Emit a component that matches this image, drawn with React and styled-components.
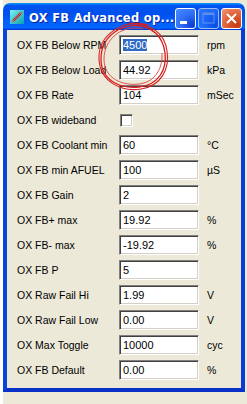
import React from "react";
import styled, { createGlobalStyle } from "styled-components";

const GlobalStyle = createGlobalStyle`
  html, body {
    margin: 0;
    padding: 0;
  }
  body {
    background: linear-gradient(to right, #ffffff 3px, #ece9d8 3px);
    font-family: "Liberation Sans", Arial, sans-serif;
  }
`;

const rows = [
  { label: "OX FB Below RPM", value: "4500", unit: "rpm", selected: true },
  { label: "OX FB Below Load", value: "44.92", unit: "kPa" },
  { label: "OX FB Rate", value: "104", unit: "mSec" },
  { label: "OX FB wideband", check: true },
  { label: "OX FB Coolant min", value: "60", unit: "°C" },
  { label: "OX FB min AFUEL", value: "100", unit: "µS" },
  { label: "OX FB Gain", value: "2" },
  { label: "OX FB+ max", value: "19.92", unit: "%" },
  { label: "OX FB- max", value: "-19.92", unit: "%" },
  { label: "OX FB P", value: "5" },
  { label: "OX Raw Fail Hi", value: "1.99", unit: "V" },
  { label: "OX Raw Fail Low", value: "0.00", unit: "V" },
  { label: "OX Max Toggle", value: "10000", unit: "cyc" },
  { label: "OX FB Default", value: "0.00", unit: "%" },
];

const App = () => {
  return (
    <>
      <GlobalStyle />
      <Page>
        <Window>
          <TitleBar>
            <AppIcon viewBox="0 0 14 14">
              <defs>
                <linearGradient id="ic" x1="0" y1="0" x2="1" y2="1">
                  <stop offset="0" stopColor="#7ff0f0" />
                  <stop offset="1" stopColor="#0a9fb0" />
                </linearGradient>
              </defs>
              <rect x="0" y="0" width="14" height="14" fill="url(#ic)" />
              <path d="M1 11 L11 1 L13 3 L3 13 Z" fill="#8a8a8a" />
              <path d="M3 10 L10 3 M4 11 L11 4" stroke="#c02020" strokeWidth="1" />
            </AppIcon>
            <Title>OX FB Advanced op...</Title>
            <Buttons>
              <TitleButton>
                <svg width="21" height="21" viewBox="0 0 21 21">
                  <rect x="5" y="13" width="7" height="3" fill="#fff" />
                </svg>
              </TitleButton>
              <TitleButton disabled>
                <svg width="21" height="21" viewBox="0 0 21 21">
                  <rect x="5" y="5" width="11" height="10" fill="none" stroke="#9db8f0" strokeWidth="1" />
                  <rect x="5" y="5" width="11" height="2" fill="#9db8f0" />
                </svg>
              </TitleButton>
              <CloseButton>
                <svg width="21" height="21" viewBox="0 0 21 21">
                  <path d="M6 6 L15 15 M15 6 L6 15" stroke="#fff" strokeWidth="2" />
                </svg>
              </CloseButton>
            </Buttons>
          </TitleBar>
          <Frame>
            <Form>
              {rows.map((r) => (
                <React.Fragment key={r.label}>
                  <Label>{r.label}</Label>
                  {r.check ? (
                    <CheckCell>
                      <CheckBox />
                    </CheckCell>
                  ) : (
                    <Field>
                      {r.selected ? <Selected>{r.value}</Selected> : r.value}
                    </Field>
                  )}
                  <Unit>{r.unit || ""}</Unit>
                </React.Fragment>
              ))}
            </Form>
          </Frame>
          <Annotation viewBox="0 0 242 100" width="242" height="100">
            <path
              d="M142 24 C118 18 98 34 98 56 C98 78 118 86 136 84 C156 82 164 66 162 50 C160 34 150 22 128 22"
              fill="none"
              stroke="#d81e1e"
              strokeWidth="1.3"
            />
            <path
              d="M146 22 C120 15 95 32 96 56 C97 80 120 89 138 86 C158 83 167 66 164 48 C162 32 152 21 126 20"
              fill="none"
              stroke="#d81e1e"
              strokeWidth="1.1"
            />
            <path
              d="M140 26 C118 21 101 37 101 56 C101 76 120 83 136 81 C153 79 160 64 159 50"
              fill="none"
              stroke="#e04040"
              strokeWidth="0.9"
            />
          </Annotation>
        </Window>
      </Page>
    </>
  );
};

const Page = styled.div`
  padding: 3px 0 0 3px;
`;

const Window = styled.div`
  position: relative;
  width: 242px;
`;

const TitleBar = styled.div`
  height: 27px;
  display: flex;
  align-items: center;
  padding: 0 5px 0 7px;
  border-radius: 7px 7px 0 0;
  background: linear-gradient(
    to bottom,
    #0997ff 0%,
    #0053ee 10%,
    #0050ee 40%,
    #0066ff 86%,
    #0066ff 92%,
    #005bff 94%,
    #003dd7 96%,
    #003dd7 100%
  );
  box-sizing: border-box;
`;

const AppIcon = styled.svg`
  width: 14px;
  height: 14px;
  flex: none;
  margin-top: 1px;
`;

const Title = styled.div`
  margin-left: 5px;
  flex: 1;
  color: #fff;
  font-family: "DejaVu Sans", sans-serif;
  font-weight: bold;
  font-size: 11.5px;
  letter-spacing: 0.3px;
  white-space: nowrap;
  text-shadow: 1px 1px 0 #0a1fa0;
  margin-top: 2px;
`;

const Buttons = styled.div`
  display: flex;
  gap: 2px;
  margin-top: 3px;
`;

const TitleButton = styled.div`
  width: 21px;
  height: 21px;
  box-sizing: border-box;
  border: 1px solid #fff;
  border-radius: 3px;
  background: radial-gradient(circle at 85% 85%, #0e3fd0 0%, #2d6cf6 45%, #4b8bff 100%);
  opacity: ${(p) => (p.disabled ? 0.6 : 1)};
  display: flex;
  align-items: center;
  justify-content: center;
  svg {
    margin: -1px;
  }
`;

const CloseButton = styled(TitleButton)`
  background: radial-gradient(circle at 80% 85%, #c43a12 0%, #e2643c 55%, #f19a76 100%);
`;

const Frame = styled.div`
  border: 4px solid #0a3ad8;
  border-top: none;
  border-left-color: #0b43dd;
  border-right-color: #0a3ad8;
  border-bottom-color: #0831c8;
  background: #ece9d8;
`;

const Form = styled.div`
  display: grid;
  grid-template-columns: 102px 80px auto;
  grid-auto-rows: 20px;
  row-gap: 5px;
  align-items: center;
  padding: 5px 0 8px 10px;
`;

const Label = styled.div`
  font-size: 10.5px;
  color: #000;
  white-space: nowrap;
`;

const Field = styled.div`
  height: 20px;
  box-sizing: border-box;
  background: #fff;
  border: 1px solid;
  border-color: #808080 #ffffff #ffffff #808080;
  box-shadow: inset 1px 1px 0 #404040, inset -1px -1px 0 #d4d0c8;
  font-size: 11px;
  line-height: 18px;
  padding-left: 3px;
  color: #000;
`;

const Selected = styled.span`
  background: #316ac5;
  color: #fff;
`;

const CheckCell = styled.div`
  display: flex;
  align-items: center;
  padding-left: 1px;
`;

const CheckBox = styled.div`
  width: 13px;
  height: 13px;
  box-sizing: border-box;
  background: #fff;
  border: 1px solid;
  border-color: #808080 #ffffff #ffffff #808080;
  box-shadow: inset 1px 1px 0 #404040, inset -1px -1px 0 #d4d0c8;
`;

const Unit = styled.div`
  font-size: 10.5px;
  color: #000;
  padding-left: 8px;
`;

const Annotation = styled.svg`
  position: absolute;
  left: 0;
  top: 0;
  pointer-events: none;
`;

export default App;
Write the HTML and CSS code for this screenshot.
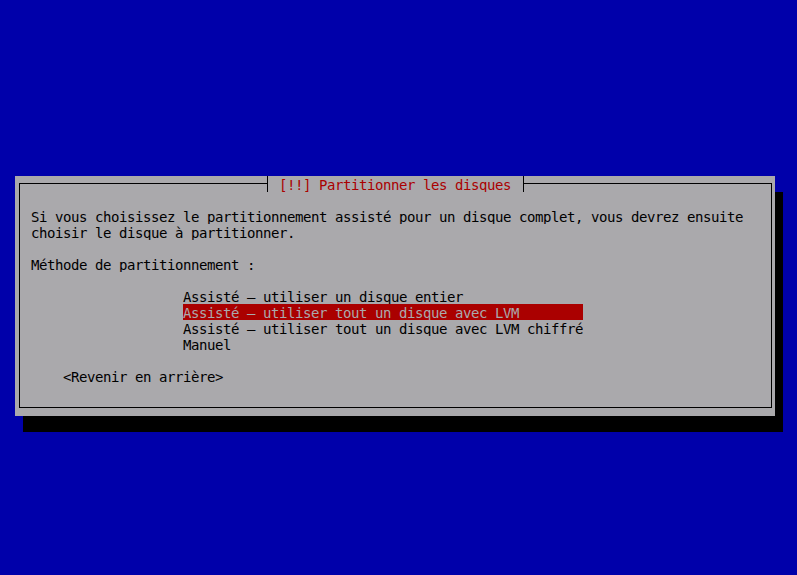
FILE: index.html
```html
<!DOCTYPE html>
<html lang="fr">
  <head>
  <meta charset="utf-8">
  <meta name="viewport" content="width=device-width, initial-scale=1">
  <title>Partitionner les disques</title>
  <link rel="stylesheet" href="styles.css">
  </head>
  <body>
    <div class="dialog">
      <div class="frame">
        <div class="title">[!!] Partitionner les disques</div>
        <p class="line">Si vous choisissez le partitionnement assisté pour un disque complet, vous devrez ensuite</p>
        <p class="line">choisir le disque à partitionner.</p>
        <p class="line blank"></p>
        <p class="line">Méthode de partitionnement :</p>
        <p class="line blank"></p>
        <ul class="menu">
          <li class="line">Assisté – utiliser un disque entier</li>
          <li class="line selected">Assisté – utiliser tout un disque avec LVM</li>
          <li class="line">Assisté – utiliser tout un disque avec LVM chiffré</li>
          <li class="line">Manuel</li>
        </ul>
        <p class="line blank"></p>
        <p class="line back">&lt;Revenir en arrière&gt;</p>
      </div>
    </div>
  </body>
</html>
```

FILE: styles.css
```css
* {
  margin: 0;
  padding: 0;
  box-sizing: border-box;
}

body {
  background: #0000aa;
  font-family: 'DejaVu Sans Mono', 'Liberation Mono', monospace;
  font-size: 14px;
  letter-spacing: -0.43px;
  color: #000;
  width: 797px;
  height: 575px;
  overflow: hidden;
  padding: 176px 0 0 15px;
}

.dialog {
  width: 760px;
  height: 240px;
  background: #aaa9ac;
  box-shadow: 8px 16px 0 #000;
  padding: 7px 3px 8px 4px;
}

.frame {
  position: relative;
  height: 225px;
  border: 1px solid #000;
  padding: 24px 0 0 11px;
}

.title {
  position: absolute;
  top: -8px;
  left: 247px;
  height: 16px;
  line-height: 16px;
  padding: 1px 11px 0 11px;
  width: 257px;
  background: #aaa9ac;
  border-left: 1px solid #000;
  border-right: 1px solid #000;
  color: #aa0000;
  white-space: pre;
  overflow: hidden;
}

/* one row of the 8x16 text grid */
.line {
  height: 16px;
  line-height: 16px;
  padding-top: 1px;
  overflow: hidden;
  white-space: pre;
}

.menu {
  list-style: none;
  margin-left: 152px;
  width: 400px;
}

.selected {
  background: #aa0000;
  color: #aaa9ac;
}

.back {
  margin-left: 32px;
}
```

### Problem statement
Copy each line of the listing that includes "components".

### Task output
Emit a component that matches this image, drawn with React and styled-components.
import styled, { createGlobalStyle } from "styled-components";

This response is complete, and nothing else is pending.